GIVEN MATERIAL:
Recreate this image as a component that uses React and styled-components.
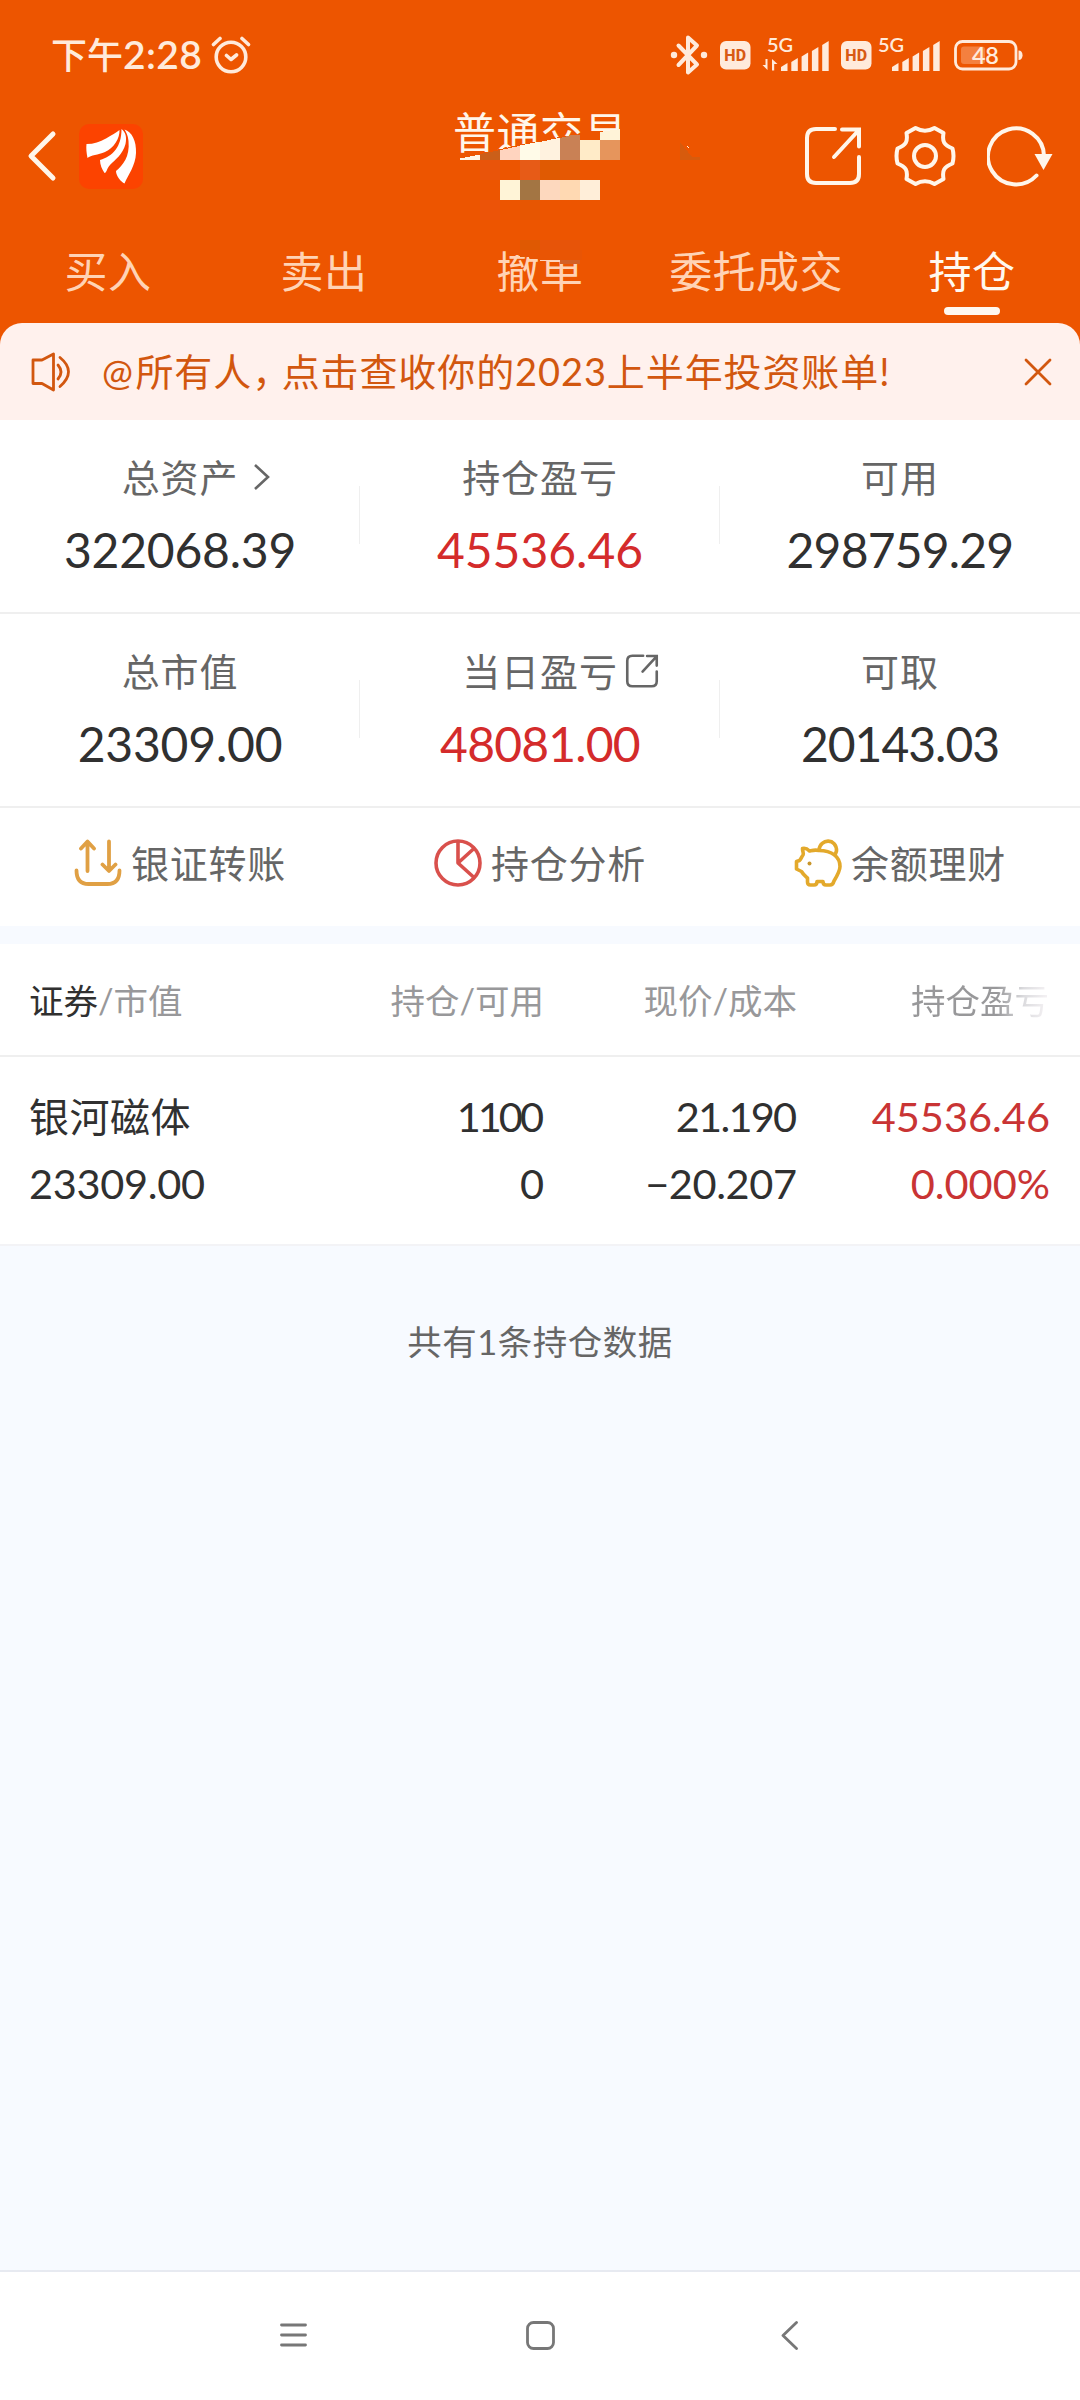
import React from 'react';
import styled, { createGlobalStyle } from 'styled-components';

const GlobalStyle = createGlobalStyle`
  * {
    box-sizing: border-box;
  }

  body {
    margin: 0;
    background: #f7faff;
    font-family: 'Lato', 'Noto Sans CJK SC', sans-serif;
  }

  svg {
    display: block;
    flex-shrink: 0;
  }
`;

const Page = styled.div`
  display: flex;
  flex-direction: column;
  width: 1080px;
  height: 2400px;
  overflow: hidden;
  background: #f7faff;
`;

const Header = styled.header`
  background: #ed5500;
`;

const StatusBar = styled.div`
  display: flex;
  align-items: center;
  justify-content: space-between;
  height: 110px;
  padding: 0 56px 1px 51px;
  color: #ffeadb;
`;

const Clock = styled.div`
  display: flex;
  align-items: center;
  font-size: 36px;
  font-weight: 500;
  line-height: 40px;
  gap: 9px;
`;

const ClockDigits = styled.span`
  font-size: 39px;
  font-weight: 600;
  letter-spacing: 0.4px;
`;

const TitleBar = styled.div`
  display: grid;
  grid-template-columns: 1fr auto 1fr;
  align-items: center;
  height: 92px;
  padding: 0 27px;
  color: #fff6ea;
`;

const TitleLeft = styled.div`
  display: flex;
  align-items: center;
  gap: 21px;
`;

const TitleRight = styled.div`
  display: flex;
  align-items: center;
  justify-content: flex-end;
  gap: 31px;
  padding-bottom: 1px;
`;

const Title = styled.h1`
  align-self: start;
  position: relative;
  margin: 0;
  font-size: 43px;
  font-weight: 400;
  line-height: 46px;
  letter-spacing: 0.5px;
  white-space: nowrap;
`;

const Mosaic = styled.svg`
  position: absolute;
  left: -13px;
  top: 14px;
`;

const Tabs = styled.nav`
  display: grid;
  grid-template-columns: repeat(5, 1fr);
  height: 121px;
`;

const Tab = styled.div`
  display: flex;
  flex-direction: column;
  align-items: center;
  padding-top: 45px;
  font-size: 43px;
  line-height: 50px;
  letter-spacing: 0.4px;
  white-space: nowrap;
  color: ${(props) => (props.$active ? '#fff8ef' : '#ffd3b5')};

  &::after {
    content: '';
    width: 56px;
    height: 8px;
    margin-top: 10px;
    border-radius: 4px;
    background: ${(props) => (props.$active ? '#fff8f0' : 'transparent')};
  }
`;

const Notice = styled.div`
  display: flex;
  align-items: center;
  height: 97px;
  padding: 0 28px 0 30px;
  border-radius: 22px 22px 0 0;
  background: #fff1ed;
  color: #d2570f;
`;

const NoticeText = styled.div`
  flex: 1;
  padding-left: 30px;
  font-size: 38px;
  line-height: 44px;
  letter-spacing: 0.9px;
  white-space: nowrap;
`;

const At = styled.span`
  font-size: 37px;
  letter-spacing: 2.5px;
`;

const Comma = styled.span`
  letter-spacing: -8.5px;
`;

const Summary = styled.section`
  background: #fff;
`;

const SummaryRow = styled.div`
  display: grid;
  grid-template-columns: repeat(3, 1fr);
  height: 194px;
  border-bottom: 2px solid #efefef;
`;

const Metric = styled.div`
  display: flex;
  flex-direction: column;
  align-items: center;
  padding-top: 35px;
  background: ${(props) =>
    props.$divided ? 'linear-gradient(#efefef, #efefef) right 66px / 1px 58px no-repeat' : 'none'};
`;

const MetricLabel = styled.div`
  position: relative;
  font-size: 38px;
  line-height: 44px;
  letter-spacing: 0.9px;
  color: #666;
`;

const LabelIcon = styled.span`
  position: absolute;
  left: 100%;
  top: ${(props) => props.$top}px;
  margin-left: ${(props) => props.$gap}px;
`;

const MetricValue = styled.div`
  margin-top: 24px;
  font-size: 48px;
  line-height: 54px;
  letter-spacing: ${(props) => props.$track || 0}px;
  color: ${(props) => (props.$up ? '#d42b2b' : '#303030')};
`;

const Actions = styled.div`
  display: grid;
  grid-template-columns: repeat(3, 1fr);
  height: 118px;
`;

const Action = styled.div`
  display: flex;
  align-items: center;
  justify-content: center;
  padding-bottom: 8px;
  font-size: 38px;
  line-height: 44px;
  letter-spacing: 0.8px;
  color: #666;
`;

const ActionLabel = styled.span`
  margin-left: 9px;
`;

const Holdings = styled.section`
  margin-top: 18px;
  background: #fff;
  border-bottom: 2px solid #f3f3f6;
`;

const HoldingsHead = styled.div`
  display: grid;
  grid-template-columns: 294px 221px 253px 1fr;
  align-items: center;
  height: 113px;
  padding: 0 31px 2px 29px;
  border-bottom: 2px solid #efefef;
  font-size: 34.5px;
  color: #98989a;
`;

const HeadCell = styled.div`
  text-align: ${(props) => (props.$left ? 'left' : 'right')};
  white-space: nowrap;
`;

const HeadStrong = styled.span`
  color: #303030;
`;

const FadedText = styled.span`
  background: linear-gradient(90deg, #98989a 62%, #dcdcdf 82%, #f6f3f5 100%);
  background-clip: text;
  color: transparent;
`;

const HoldingRow = styled.div`
  display: grid;
  grid-template-columns: 294px 221px 253px 1fr;
  height: 187px;
  padding: 26px 30px 0 29px;
  font-size: 41.5px;
  color: #303030;
`;

const Stack = styled.div`
  display: flex;
  flex-direction: column;
  align-items: ${(props) => (props.$left ? 'flex-start' : 'flex-end')};
  line-height: 67px;
  white-space: nowrap;
  color: ${(props) => (props.$up ? '#c93434' : 'inherit')};
`;

const StockName = styled.span`
  margin-bottom: -2px;
  font-size: 40px;
  line-height: 69px;
  letter-spacing: 0.5px;
`;

const Num = styled.span`
  letter-spacing: ${(props) => props.$track || 0}px;
  margin-right: ${(props) => -(props.$track || 0)}px;
`;

const Total = styled.div`
  flex: 1;
  padding-top: 71px;
  text-align: center;
  font-size: 34.5px;
  line-height: 50px;
  letter-spacing: 0.5px;
  color: #666;
`;

const NavBar = styled.footer`
  display: grid;
  grid-template-columns: 27px 29px 17px;
  align-items: center;
  justify-content: space-between;
  height: 130px;
  padding: 0 282px 2px 280px;
  background: #fff;
  border-top: 2px solid #e7eaf1;
`;

const HomeButton = styled.div`
  display: flex;
  margin: 0 4px 0 -4px;
`;

const AlarmIcon = () => (
  <svg width="40" height="40" viewBox="0 0 40 40" fill="none" stroke="currentColor" strokeWidth="3.6" strokeLinecap="round" strokeLinejoin="round">
    <circle cx="20" cy="22" r="14.8" />
    <path d="M15.5 20.5l4.5 4 5.5-4.5M2.5 9.5l6.5-6M31 3.5l6.5 6" />
  </svg>
);

// bluetooth, both SIM signals and the battery
const StatusIcons = () => (
  <svg width="354" height="58" viewBox="670 25 354 58" fill="currentColor">
    <path d="M678.500 44.500L697 63.500l-9 8V36.500l9 8L678.500 64" fill="none" stroke="currentColor" strokeWidth="4" strokeLinejoin="round" strokeLinecap="round" />
    <circle cx="674" cy="54" r="3.2" />
    <circle cx="704" cy="54" r="3.2" />
    {[720, 841].map((x) => (
      <g key={x}>
        <rect x={x} y="40" width="30.500" height="28.500" rx="6" />
        <text x={x + 15.2} y="60" fontFamily="Roboto, sans-serif" fontSize="16" fontWeight="800" textAnchor="middle" fill="#d85a14">HD</text>
      </g>
    ))}
    {[767, 878].map((x) => (
      <text key={x} x={x} y="51" fontFamily="Lato, sans-serif" fontSize="20" fontWeight="600" textLength="26">5G</text>
    ))}
    <path d="M767.500 58v11l-5-5h3v-6zM772 69.500v-11.500l5.500 5h-3.300v6.500z" />
    {[781, 892].map((x) =>
      [8, 13, 18.5, 24, 30].map((h, i) => (
        <path key={`${x}-${i}`} d={`M${x + i * 10.3} 70v-${h - 4}l6.500-4v${h}z`} strokeLinejoin="round" />
      ))
    )}
    <rect x="955.500" y="40.500" width="60.500" height="27.500" rx="7" fill="none" stroke="currentColor" strokeWidth="2.800" />
    <rect x="961" y="45.500" width="24" height="17.500" rx="3" fill="#f4803f" />
    <path d="M1018.500 49.500q4 0 4 4.800t-4 4.800z" />
    <text x="985.500" y="62.500" fontFamily="Lato, sans-serif" fontSize="23.500" fontWeight="600" textAnchor="middle" textLength="27">48</text>
  </svg>
);

const BackIcon = () => (
  <svg width="30" height="52" viewBox="0 0 30 52" fill="none" stroke="currentColor" strokeWidth="5" strokeLinecap="round" strokeLinejoin="round">
    <path d="M26 4L4 26l22 22" />
  </svg>
);

const Logo = () => (
  <svg width="66" height="67" viewBox="0 0 66 67">
    <rect x="1" y="1" width="64" height="65" rx="10" fill="#fc4300" />
    <g fill="#fff">
      <path d="M8.500 21C16 21 22 19 28 15.500C34 12 38 10 41.500 7C42 15 36 25 27 29C20 32 13 32 9.500 35C8.500 30 8 25 8.500 21Z" />
      <path d="M22 37C35 33 43.500 24 43.500 6C47.500 9 49 14 47.500 21C45 31 37 37 32 42C29 45 28.500 50 26.500 50C24 46 22 42 22 37Z" />
      <path d="M38 48C45 42 52 34 50.500 18C50 12 48 9 46.500 6.500C54 9 58.500 18 58 30C57.500 43 50 52 46.500 60.500C43 59 38 53 38 48Z" />
    </g>
  </svg>
);

const ShareIcon = ({ size, stroke }) => (
  <svg width={size} height={size} viewBox="0 0 60 60" fill="none" stroke="currentColor" strokeWidth={stroke} strokeLinecap="round">
    <path d="M32 3H13Q4 3 4 12v36q0 9 9 9h34q9 0 9-9V31" />
    <path d="M39 3.500h17v17M55 5L31 31" />
  </svg>
);

const GearIcon = () => (
  <svg width="62" height="62" viewBox="0 0 62 62" fill="none" stroke="currentColor" strokeWidth="4" strokeLinejoin="round">
    <path d="M21.500 3Q31 8.500 40.500 3L49.500 8C48 17 50 20 58.500 23.500Q60.500 31 58.500 38.500C50 42 48 45 49.500 54L40.500 59Q31 53.500 21.500 59L12.500 54C14 45 12 42 3.500 38.500Q1.500 31 3.500 23.500C12 20 14 17 12.500 8Z" />
    <circle cx="31" cy="31" r="11" />
  </svg>
);

const RefreshIcon = () => (
  <svg width="66" height="62" viewBox="0 0 66 62" fill="none" stroke="currentColor" strokeWidth="4" strokeLinecap="round">
    <path d="M49.500 50.500A28 28 0 1 1 57 31" />
    <path d="M47.500 29h18l-9 16z" fill="currentColor" stroke="none" />
  </svg>
);

// blurred-out account number, partly covering the title and the third tab
const MosaicOverlay = () => (
  <Mosaic width="270" height="145" viewBox="440 124 270 145" shapeRendering="crispEdges">
    <path d="M460 158L500 149L560 137V160H460Z M560 136H580L583 131H624V162H560Z M500 150h120v12h-120z" fill="#ed5500" />
    <path d="M460 158.500L480 154.500V160H460Z" fill="#fff6e5" />
    <path d="M480 154L500 150V160H480Z" fill="#cb5f19" />
    <path d="M500 150L520 146V160H500Z" fill="#ffd4bf" />
    <path d="M520 145.500L540 141.500V160H520Z" fill="#fffbe8" />
    <path d="M540 142L560 137.500V160H540Z" fill="#fff2df" />
    <path d="M560 138L570 135.500L580 135V160H560Z" fill="#c98155" />
    <rect x="580" y="140" width="20" height="20" fill="#ffebc8" />
    <rect x="600" y="140" width="20" height="20" fill="#e6955c" />
    <path d="M600 132L620 129V140H600Z" fill="#fff3d8" />
    <rect x="480" y="160" width="20" height="20" fill="#e9540a" />
    <rect x="520" y="160" width="20" height="20" fill="#e75b17" />
    <rect x="540" y="160" width="20" height="20" fill="#e05a02" />
    <rect x="560" y="160" width="20" height="20" fill="#e65803" />
    <rect x="500" y="180" width="20" height="20" fill="#fff4d7" />
    <rect x="520" y="180" width="20" height="20" fill="#a37543" />
    <rect x="540" y="180" width="20" height="20" fill="#fdd8be" />
    <rect x="560" y="180" width="20" height="20" fill="#ffd9b2" />
    <rect x="580" y="180" width="20" height="20" fill="#ffeed9" />
    <rect x="480" y="200" width="20" height="20" fill="#ec5308" />
    <rect x="520" y="200" width="20" height="20" fill="#e75602" />
    <rect x="520" y="240" width="20" height="17" fill="#df5902" />
    <rect x="540" y="240" width="40" height="20" fill="#e75409" />
    <path d="M508 253L540 260H582V250H508Z" fill="#e95504" />
    <path d="M540 260h20v2l-20-1z" fill="#ffd4bc" />
    <rect x="560" y="260" width="20" height="4" fill="#d36026" />
    <path d="M680 142L692 157H700V160H680Z" fill="#d75b0d" />
    <path d="M687 146l2 1v2z" fill="#fff3e0" />
  </Mosaic>
);

const SpeakerIcon = () => (
  <svg width="42" height="42" viewBox="0 0 42 42" fill="none" stroke="currentColor" strokeWidth="2.800" strokeLinejoin="round" strokeLinecap="round">
    <path d="M3 9h9L23.500 3v36L12 32.500H3z" />
    <path d="M28 14q6 7 0 14M30 6.500q17 14 0 29" />
  </svg>
);

const CloseIcon = () => (
  <svg width="28" height="28" viewBox="0 0 28 28" fill="none" stroke="currentColor" strokeWidth="2.800" strokeLinecap="round">
    <path d="M2 2l24 24M26 2L2 26" />
  </svg>
);

const ChevronIcon = () => (
  <svg width="18" height="28" viewBox="0 0 18 28" fill="none" stroke="currentColor" strokeWidth="2.600">
    <path d="M2 2l13 12L2 26" />
  </svg>
);

const TransferIcon = () => (
  <svg width="48" height="48" viewBox="0 0 48 48" fill="none" stroke="#e0a044" strokeWidth="3.800" strokeLinecap="round" strokeLinejoin="round">
    <path d="M13.500 32V3M7 9.500L13.500 2.500 20 9.500M35 2.500V31M28.500 25.500L35 32l6.500-6.500" />
    <path d="M2.500 31.500q0 13.500 12 13.500h19q12 0 12-13.500" />
  </svg>
);

const PieIcon = () => (
  <svg width="48" height="48" viewBox="0 0 48 48" fill="none" stroke="#d9504c" strokeWidth="3.600" strokeLinejoin="round">
    <circle cx="24" cy="24" r="22" />
    <path d="M24 2v22l16.500-15M24 24l16 14.500" />
  </svg>
);

const PiggyIcon = () => (
  <svg width="48" height="48" viewBox="0 0 48 48" fill="none" stroke="#e3a92b" strokeWidth="3.600" strokeLinejoin="round" strokeLinecap="round">
    <path d="M25 11.500C21 10.500 18 11.500 15.500 12C13 9.500 10.500 9 8.500 9.500C8.500 13 10 14 9 16C7.500 18 7 20 5.500 21.500L2.500 22.500V30L7.500 32.500C9.500 36 12 37.500 13.500 39V43Q13.500 46 16.500 46H20Q23 46 23 42.500H29Q29 46 32 46H36Q39 46 40 42C43 37 46 32 46 27.500C46 18 38 11.500 25 11.500Z" />
    <path d="M25 11C26 -1 43 -1 42.500 12L41 16" />
    <circle cx="15.500" cy="24.500" r="2" fill="#c9962c" stroke="none" />
  </svg>
);

const tabs = ['买入', '卖出', '撤单', '委托成交', '持仓'];

const metrics = [
  [
    { label: '总资产', value: '322068.39', track: -0.2, icon: 'chevron' },
    { label: '持仓盈亏', value: '45536.46', up: true },
    { label: '可用', value: '298759.29', track: -0.8 },
  ],
  [
    { label: '总市值', value: '23309.00', track: -0.2 },
    { label: '当日盈亏', value: '48081.00', up: true, track: -0.8, icon: 'share' },
    { label: '可取', value: '20143.03', track: -1 },
  ],
];

const actions = [
  { label: '银证转账', icon: <TransferIcon /> },
  { label: '持仓分析', icon: <PieIcon /> },
  { label: '余额理财', icon: <PiggyIcon /> },
];

function App() {
  return (
    <Page>
      <GlobalStyle />
      <Header>
        <StatusBar>
          <Clock>
            <span>下午<ClockDigits>2:28</ClockDigits></span>
            <AlarmIcon />
          </Clock>
          <StatusIcons />
        </StatusBar>

        <TitleBar>
          <TitleLeft>
            <BackIcon />
            <Logo />
          </TitleLeft>
          <Title>
            普通交易
            <MosaicOverlay />
          </Title>
          <TitleRight>
            <ShareIcon size={60} stroke={4} />
            <GearIcon />
            <RefreshIcon />
          </TitleRight>
        </TitleBar>

        <Tabs>
          {tabs.map((tab) => (
            <Tab key={tab} $active={tab === '持仓'}>{tab}</Tab>
          ))}
        </Tabs>

        <Notice>
          <SpeakerIcon />
          <NoticeText>
            <At>@</At>所有人<Comma>{'\uFF0C'}</Comma>点击查收你的2023上半年投资账单!
          </NoticeText>
          <CloseIcon />
        </Notice>
      </Header>

      <Summary>
        {metrics.map((row, i) => (
          <SummaryRow key={i}>
            {row.map((item, j) => (
              <Metric key={item.label} $divided={j < 2}>
                <MetricLabel>
                  {item.label}
                  {item.icon === 'chevron' && (
                    <LabelIcon $top={8} $gap={15}><ChevronIcon /></LabelIcon>
                  )}
                  {item.icon === 'share' && (
                    <LabelIcon $top={5} $gap={7}><ShareIcon size={34} stroke={4.6} /></LabelIcon>
                  )}
                </MetricLabel>
                <MetricValue $up={item.up} $track={item.track}>{item.value}</MetricValue>
              </Metric>
            ))}
          </SummaryRow>
        ))}
        <Actions>
          {actions.map((item) => (
            <Action key={item.label}>
              {item.icon}
              <ActionLabel>{item.label}</ActionLabel>
            </Action>
          ))}
        </Actions>
      </Summary>

      <Holdings>
        <HoldingsHead>
          <HeadCell $left><HeadStrong>证券</HeadStrong>/市值</HeadCell>
          <HeadCell>持仓/可用</HeadCell>
          <HeadCell>现价/成本</HeadCell>
          <HeadCell><FadedText>持仓盈亏</FadedText></HeadCell>
        </HoldingsHead>
        <HoldingRow>
          <Stack $left>
            <StockName>银河磁体</StockName>
            <Num $track={-0.3}>23309.00</Num>
          </Stack>
          <Stack>
            <Num $track={-3}>1100</Num>
            <Num>0</Num>
          </Stack>
          <Stack>
            <Num $track={-1.8}>21.190</Num>
            <Num $track={-0.4}>−20.207</Num>
          </Stack>
          <Stack $up>
            <Num>45536.46</Num>
            <Num>0.000%</Num>
          </Stack>
        </HoldingRow>
      </Holdings>

      <Total>共有1条持仓数据</Total>

      <NavBar>
        <svg width="27" height="28" viewBox="0 0 27 28" stroke="#777" strokeWidth="2.800" strokeLinecap="round">
          <path d="M1.500 4h24M1.500 14h24M1.500 24h24" />
        </svg>
        <HomeButton>
          <svg width="29" height="29" viewBox="0 0 29 29" fill="none" stroke="#777" strokeWidth="2.800">
            <rect x="1.500" y="1.500" width="26" height="26" rx="6" />
          </svg>
        </HomeButton>
        <svg width="17" height="29" viewBox="0 0 17 29" fill="none" stroke="#777" strokeWidth="2.800" strokeLinecap="round" strokeLinejoin="round">
          <path d="M15.500 1.500L2 14.500l13.500 13" />
        </svg>
      </NavBar>
    </Page>
  );
}

export default App;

PROBLEM REQUIREMENTS:
Count every line in the data that contains the word "components", then give that count and nothing else.

TASK RESPONSE:
2